Il passaggio da un paradigma della produzione ad uno della circolazione non nasconde ovviamente le diseguaglianze sociali, che è anzi ciò di cui lo stesso sistema si nutre, ma ne perde irrimediabilmente l’origine. Ciò che si guadagna è tuttavia la rimozione di una certa postura inerziale che caratterizzava l’atto del consumo, portando a manifestazione anche la sua capacità attiva di costruzione di rapporti tra l’individuo e la collettività. E sono questi rapporti ad essere problematici, in particolar modo quelli legati al mondo dell’informazione.
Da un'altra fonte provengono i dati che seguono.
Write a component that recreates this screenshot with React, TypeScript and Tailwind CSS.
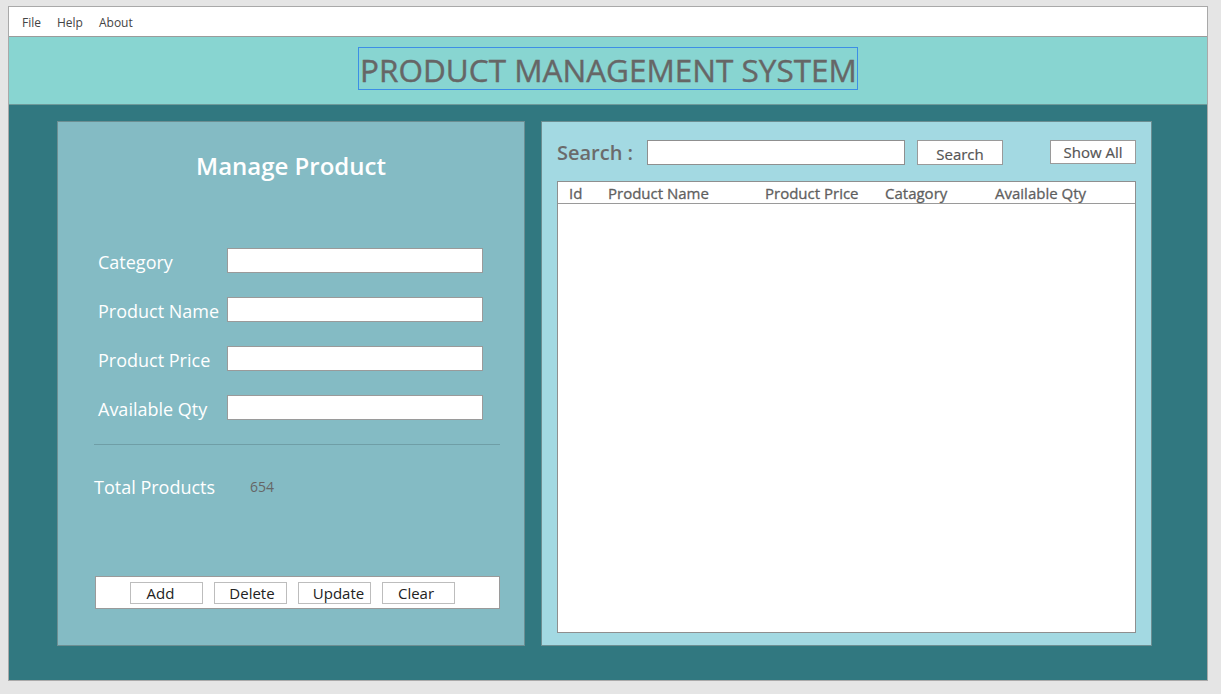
import React from "react";

const font = { fontFamily: '"Open Sans", "Noto Sans", sans-serif' };

function Field({ label }: { label: string }) {
  return (
    <div className="flex items-center h-[25px]">
      <div className="w-[129px] pt-[3px] text-[18px] text-white leading-none">{label}</div>
      <div className="w-[256px] h-[25px] bg-white border border-[#9a9a9a]" />
    </div>
  );
}

function Btn({ label, cls }: { label: string; cls: string }) {
  return (
    <div className={"w-[73px] h-[22px] border border-[#bdbdbd] bg-white flex items-center justify-center pt-[2px] text-[15px] text-[#222] leading-none " + cls}>
      {label}
    </div>
  );
}

export default function App() {
  return (
    <div className="w-[1221px] h-[694px] bg-[#e5e5e5] pt-[6px] pl-[8px]" style={font}>
      <div className="w-[1200px] h-[675px] border border-[#a9a9a9] flex flex-col">
        {/* menu */}
        <div className="h-[30px] bg-white border-b border-[#9b9b9b] flex items-center pl-[13px] pt-[2px] gap-[16px] text-[12px] text-[#444]">
          <span>File</span>
          <span>Help</span>
          <span>About</span>
        </div>
        {/* header */}
        <div className="h-[68px] bg-[#88d5d1] border-b border-[#6d9a9a] flex items-center justify-center pb-[4px]">
          <div className="h-[43px] border border-[#3c8ee6] flex items-center px-[0px] pl-[1px] pt-[2px] text-[31.5px] text-[#666666] leading-none [-webkit-text-stroke:0.4px_#666666]">
            PRODUCT MANAGEMENT SYSTEM
          </div>
        </div>
        {/* main */}
        <div className="flex-1 bg-[#317880] pl-[48px] pt-[16px] flex gap-[16px]">
          {/* left panel */}
          <div className="w-[468px] h-[525px] bg-[#84bbc4] border border-[#6c8e92] flex flex-col">
            <div className="h-[87px] flex items-center justify-center pt-[1px] text-[24px] font-semibold text-white leading-none">
              Manage Product
            </div>
            <div className="mt-[39px] ml-[40px] flex flex-col gap-[24px]">
              <Field label="Category" />
              <Field label="Product Name" />
              <Field label="Product Price" />
              <Field label="Available Qty" />
            </div>
            <div className="mt-[24px] ml-[36px] w-[406px] h-[1px] bg-[#6f9ea6]" />
            <div className="mt-[31px] ml-[36px] flex items-center h-[22px]">
              <span className="w-[156px] text-[18px] text-white leading-none">Total Products</span>
              <span className="text-[14px] text-[#666] leading-none">654</span>
            </div>
            <div className="mt-[78px] ml-[37px] w-[405px] h-[33px] bg-white border border-[#9a9a9a] flex items-center pl-[34px] gap-[11px]">
              <Btn label="Add" cls="pr-[12px]" />
              <Btn label="Delete" cls="pl-[3px]" />
              <Btn label="Update" cls="pl-[8px]" />
              <Btn label="Clear" cls="pr-[5px]" />
            </div>
          </div>
          {/* right panel */}
          <div className="w-[611px] h-[525px] bg-[#a3d9e2] border border-[#6c8e92] flex flex-col pl-[15px]">
            <div className="mt-[18px] flex items-center h-[25px]">
              <span className="w-[90px] text-[20px] font-semibold text-[#6b6b6b] leading-none">Search :</span>
              <div className="w-[258px] h-[25px] bg-white border border-[#8f8f8f]" />
              <div className="ml-[12px] w-[86px] h-[25px] bg-white border border-[#9a9a9a] flex items-center justify-center pt-[3px] text-[15px] text-[#555] leading-none [-webkit-text-stroke:0.2px_#555555]">
                Search
              </div>
              <div className="ml-[47px] w-[86px] h-[24px] -mt-[1px] bg-white border border-[#9a9a9a] flex items-center justify-center text-[15px] text-[#555] leading-none [-webkit-text-stroke:0.2px_#555555]">
                Show All
              </div>
            </div>
            <div className="mt-[16px] w-[579px] h-[452px] bg-white border border-[#8f8f8f] flex flex-col">
              <div className="h-[22px] border-b border-[#9a9a9a] text-[15px] text-[#5f5f5f] leading-none flex items-center pt-[2px] [-webkit-text-stroke:0.3px_#5f5f5f]">
                <span className="w-[50px] pl-[11px]">Id</span>
                <span className="w-[157px]">Product Name</span>
                <span className="w-[120px]">Product Price</span>
                <span className="w-[110px]">Catagory</span>
                <span>Available Qty</span>
              </div>
            </div>
          </div>
        </div>
      </div>
    </div>
  );
}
I media contemporanei esercitano degli effetti sociali non facendo ricorso alla manipolazione o alla censura, ma utilizzando l’eccesso di comunicazione che si trasforma nel suo contrario: la visibilità totale o trasparenza. Se non vi è apertura al futuro e perché il circo-lo mediatico esaurisce la storia, esautora le sue possibilità, catturando l’attenzione del pubblico su un eterno presente in cui la memoria perde la sua funzione di guida e senso perché sostituita da una sorta di memoria fittizia che non può più connettersi a nulla di originale.
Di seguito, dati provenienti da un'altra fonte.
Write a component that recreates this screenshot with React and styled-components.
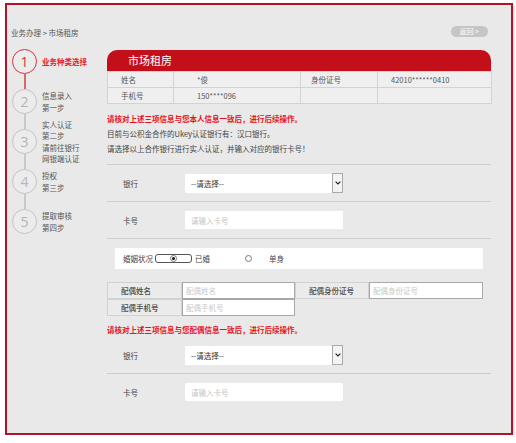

E così che una società ipercomunicativa ma priva di comunicazione, ipermnemonica ma priva effettivamente di memoria, fondata sullo scambio ma che ivi ritrova le sue contraddizioni, entra in cortocircuito. Non può stupire, allora, che sia nel futuro o nella narrazione fantastica che ci si attende di trovare qualche elemento profetico, al di là del fondamento storico.
C’è in questo, tuttavia, un grande rimosso: il tema della natura, così come quello della storia. È interessante notare come sorga dalla narrativa fantascientifica, quasi per ironico contrappasso, la climate fiction (cli-fi) aderente al tema dei cambiamenti climatici e delle problematiche ecologiche, per nostra sfortuna sin troppo reali. Una realtà che incede e che si fa sempre più pressante, dai fuochi dell’Australia del 2019 alla pandemia globale attuale, che infetta con una palese nota di pessimismo i nostri stessi immaginari.
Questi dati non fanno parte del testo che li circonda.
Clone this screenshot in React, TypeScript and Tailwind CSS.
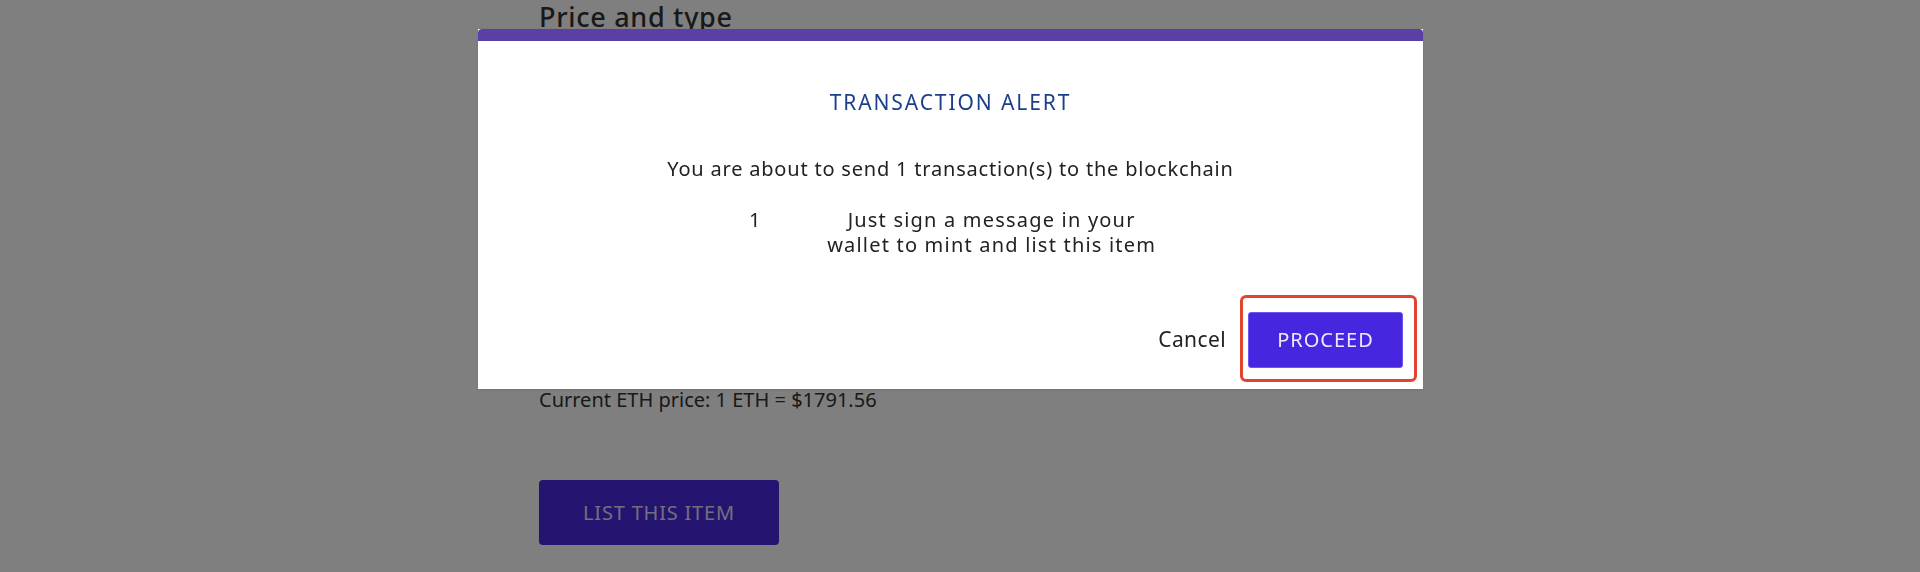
export default function App() {
  return (
    <div className="relative h-[572px] overflow-hidden bg-white font-['Noto_Sans',sans-serif]">
      <main className="pl-[539px] text-[#333]">
        <h2 className="text-[27px] leading-[34px] font-medium tracking-[0.7px]">Price and type</h2>
        <div className="h-[352px]" />
        <p className="text-[20px] leading-[28px]">Current ETH price: 1 ETH = $1791.56</p>
        <button className="mt-[66px] h-[65px] w-[240px] rounded-[4px] bg-[#4826df] text-[20px] tracking-[0.8px] text-white/85">
          LIST THIS ITEM
        </button>
      </main>

      <div className="fixed inset-0 bg-black/50 pl-[478px] pt-[29px]">
        <TransactionAlert />
      </div>
    </div>
  )
}

function TransactionAlert() {
  return (
    <div className="flex h-[360px] w-[945px] flex-col bg-white shadow-sm">
      <div className="h-[12px] rounded-t-[4px] bg-[#5a3fa6]" />
      <h3 className="mt-[46px] text-center text-[21px] leading-[30px] tracking-[1.9px] text-[#1d3f8a]">
        TRANSACTION ALERT
      </h3>
      <p className="mt-[37px] text-center text-[20px] leading-[30px] tracking-[0.8px] text-[#222]">
        You are about to send 1 transaction(s) to the blockchain
      </p>
      <div className="mt-[23px] flex gap-[60px] pl-[271px] text-[20px] leading-[25px] tracking-[1.2px] text-[#222]">
        <span>1</span>
        <span className="w-[340px] text-center">Just sign a message in your wallet to mint and list this item</span>
      </div>
      <div className="mt-auto mb-[21px] flex items-center justify-end gap-[22px] pr-[20px]">
        <button className="text-[21px] tracking-[0.4px] text-[#222]">Cancel</button>
        <div className="relative">
          <button className="h-[56px] w-[155px] rounded-[3px] border border-[#6b55ee] bg-[#4826df] text-[20px] tracking-[1px] text-white/90">
            PROCEED
          </button>
          <div className="pointer-events-none absolute -top-[17px] -bottom-[14px] -left-[8px] -right-[14px] rounded-[6px] border-[3px] border-[#e0452f]" />
        </div>
      </div>
    </div>
  )
}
Occorre spingersi dunque oltre Baudrillard, cogliendo quelli che sono processi evidenti che interessano una realtà tutt’altro che virtuale, pur tuttavia non volgendogli le spalle, in quanto nulla toglie smalto ad un pensiero critico che intende svelare le dinamiche deteriori della sfera pubblica. Un esempio tra tutti: se dovessero chiederci oggi chi stabilisce l’efficacia del vaccino AstraZeneca, ci sentiremmo sicuri nel dire che a farlo sono istituzioni sanitarie sovranazionali piuttosto che testate giornalistiche locali?
Se il peso dell’informazione e della tecnologia ricopre un ruolo sempre maggiore nelle nostre vite, per cui «il nostro ambiente reale è già da ora l’universo della comunicazione» e si distingue «radicalmente dai concetti di ‘natura’ o di ‘ambiente’ del XIX secolo» (J. Baudrillard, Per una critica dell’economia politica del segno, 1974, p. 218), ad essere infettati da virus, così come da povertà e marginalizzazione (mali endemici ben prima della SARS-CoV-2), sono sempre i nostri corpi, calati nello spazio e nel tempo, che né gerarchie imposte dagli oggetti, né la virtualità dell’infosfera sono in grado di eludere.
La speranza, in conclusione, è che un recupero del ruolo e del senso della storia, così come di una sensibilità ecologica (in senso non meramente ambientale o di pratiche green) possano correggere, o quanto meno attenuare, il collasso non tanto della realtà, ma del nostro presente.